Art of Los Angeles, comic books explored

Art scenes with inferiority complexes are explored on two interesting documentaries. “The Cool School” on “Independent Lens” (9 p.m., PBS, check local listings) recalls the birth of an art movement in Los Angeles during the 1950s and 1960s, at a time when the city was better known for oil wells and “Dragnet”-like squares than hipsters and painters.

Narrated by Jeff Bridges, “Cool” looks back at the Ferus Gallery, founded by curator Walter Hopps, the center of a tiny community of bohemians. Like any story of this kind, the tone changes as outsiders discover the scene and money begins to flow in and complicate matters. Hopps would partner with a smooth operator named Irving Blum, who would popularize the gallery by inviting more famous New York artists to exhibit their works.

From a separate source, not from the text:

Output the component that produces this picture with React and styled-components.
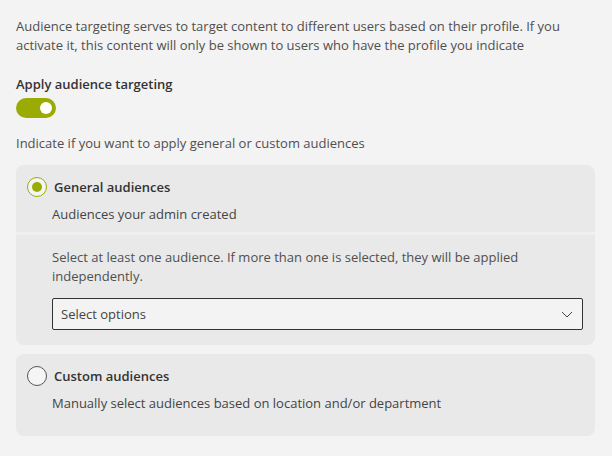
import React, { useState } from 'react';
import styled, { createGlobalStyle } from 'styled-components';

const GlobalStyle = createGlobalStyle`
  html, body {
    margin: 0;
    padding: 0;
    background: #f3f3f3;
  }
  body {
    font-family: 'Open Sans', 'Noto Sans', sans-serif;
    font-size: 13px;
    color: #505050;
  }
`;

const Page = styled.div`
  padding: 17px 17px 0 16px;
  display: flex;
  flex-direction: column;
`;

const Text = styled.p`
  margin: 0;
  line-height: 19px;
  color: #4f4f4f;
`;

const Label = styled.div`
  margin-top: 19px;
  font-weight: 600;
  color: #333;
  line-height: 20px;
`;

const Toggle = styled.button`
  margin-top: 4px;
  width: 40px;
  height: 20px;
  border: none;
  border-radius: 10px;
  padding: 0;
  background: ${(p) => (p.$on ? '#9aab03' : '#8a8a8a')};
  display: flex;
  align-items: center;
  justify-content: ${(p) => (p.$on ? 'flex-end' : 'flex-start')};
  padding: 0 4px;
  cursor: pointer;

  &::after {
    content: '';
    width: 12px;
    height: 12px;
    border-radius: 50%;
    background: #fff;
  }
`;

const Hint = styled(Text)`
  margin-top: 16px;
`;

const Card = styled.div`
  margin-top: ${(p) => p.$gap}px;
  background: #e9e9e9;
  border-radius: 8px;
  overflow: hidden;
`;

const CardHead = styled.div`
  padding: 12px 12px ${(p) => p.$bottom}px 11px;
`;

const OptionRow = styled.label`
  display: flex;
  align-items: center;
  gap: 7px;
  height: 20px;
  cursor: pointer;
`;

const Radio = styled.span`
  width: 20px;
  height: 20px;
  box-sizing: border-box;
  border-radius: 50%;
  border: 1px solid ${(p) => (p.$checked ? '#9aab03' : '#555')};
  background: #f5f5f5;
  display: flex;
  align-items: center;
  justify-content: center;

  &::after {
    content: '';
    width: 10px;
    height: 10px;
    border-radius: 50%;
    background: ${(p) => (p.$checked ? '#9aab03' : 'transparent')};
  }
`;

const OptionTitle = styled.span`
  font-weight: 600;
  color: #333;
`;

const OptionDesc = styled(Text)`
  margin: 8px 0 0 25px;
  color: #444;
`;

const Divider = styled.div`
  height: 3px;
  background: #efefef;
`;

const CardBody = styled.div`
  padding: 13px 12px 15px 36px;
`;

const Select = styled.div`
  margin-top: 12px;
  height: 32px;
  box-sizing: border-box;
  border: 1px solid #333;
  border-radius: 2px;
  background: #f3f3f3;
  display: flex;
  align-items: center;
  justify-content: space-between;
  padding: 0 9px 0 8px;
  color: #444;
`;

const Chevron = () => (
  <svg width="12" height="7" viewBox="0 0 12 7" fill="none">
    <path d="M1 1l5 5 5-5" stroke="#444" strokeWidth="1" />
  </svg>
);

export default function App() {
  const [on, setOn] = useState(true);
  const [choice, setChoice] = useState('general');

  return (
    <>
      <GlobalStyle />
      <Page>
        <Text>
          Audience targeting serves to target content to different users based on their profile. If you
          activate it, this content will only be shown to users who have the profile you indicate
        </Text>
        <Label>Apply audience targeting</Label>
        <Toggle $on={on} onClick={() => setOn(!on)} />
        <Hint>Indicate if you want to apply general or custom audiences</Hint>

        <Card $gap={12}>
          <CardHead $bottom={8}>
            <OptionRow onClick={() => setChoice('general')}>
              <Radio $checked={choice === 'general'} />
              <OptionTitle>General audiences</OptionTitle>
            </OptionRow>
            <OptionDesc>Audiences your admin created</OptionDesc>
          </CardHead>
          {choice === 'general' && (
            <>
              <Divider />
              <CardBody>
                <Text>
                  Select at least one audience. If more than one is selected, they will be applied
                  independently.
                </Text>
                <Select>
                  <span>Select options</span>
                  <Chevron />
                </Select>
              </CardBody>
            </>
          )}
        </Card>

        <Card $gap={9}>
          <CardHead $bottom={23}>
            <OptionRow onClick={() => setChoice('custom')}>
              <Radio $checked={choice === 'custom'} />
              <OptionTitle>Custom audiences</OptionTitle>
            </OptionRow>
            <OptionDesc>Manually select audiences based on location and/or department</OptionDesc>
          </CardHead>
        </Card>
      </Page>
    </>
  );
}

Blum would eventually take over the gallery and even marry Hopps’ estranged wife before decamping for greener pastures in Manhattan.

Actors Dennis Hopper and Dean Stockwell and architect Frank Gehry appear time and again like a hipster chorus. “Cool” is as much about Los Angeles as art, depicting a city always looking elsewhere for validation and never appreciating its homegrown talent.

¢ “Comic Books Unbound” (9 p.m., Starz) looks at the once-scorned literary genre that has been become the dominant source for summer-blockbuster movies featuring huge budgets and A-list talent. It wasn’t always like this, we’re assured. Back in the 1940s, comics like “Batman” and “Superman” were adapted into cheap and popular throwaway serials. In the 1950s, comics were demonized in U.S. Senate hearings, and, by the 1960s, the TV version of “Batman” reduced the Caped Crusader to ludicrous camp.

Experts, including comic writers and film directors Guillermo del Toro (“Hellboy”), Richard Donner (“Superman”) and Robert Pulcini (“American Splendor”), discuss different approaches to the genre. Others mourn the passing of the nerdy innocence of the Comic-Con convention now that it has become so tied to films and merchandising, and actors praise the passion of comic readers and the larger-than-life nature of the characters.

It’s interesting to note that the same film era that has brought us live-action adaptations of “Spiderman” and “Iron Man” has coincided with the move in film animation from two-dimensional cells to computer graphics. While live-action films seem to emerge naturally from the storyboard nature of comic books, CGI films have become very joke-driven and retain the feel of movies in which the written word still comes before the image.

Tonight’s other highlights

¢ Steve Carell stars as “The 40-Year-Old Virgin” (7 p.m., USA), a popular combination of romance and raunch.

¢ On two episodes of “Law & Order: Special Victims Unit” (NBC), teacher’s pet (8 p.m.), the sole witness to an assault may be impaired (9 p.m.).

¢ The Lakers host the Celtics in Game 3 of the NBA finals (8 p.m., ABC).

¢ An altercation with the Coast Guard on “Deadliest Catch” (8 p.m., Discovery).

¢ A supervisor vanishes after an altercation with a fired employee on “Without a Trace” (9 p.m., CBS).

Cult choice

Directed by Christopher Nolan (“Memento”), the 2005 adventure “Batman Begins” (6 p.m., FX) takes comic-book adaptation very seriously.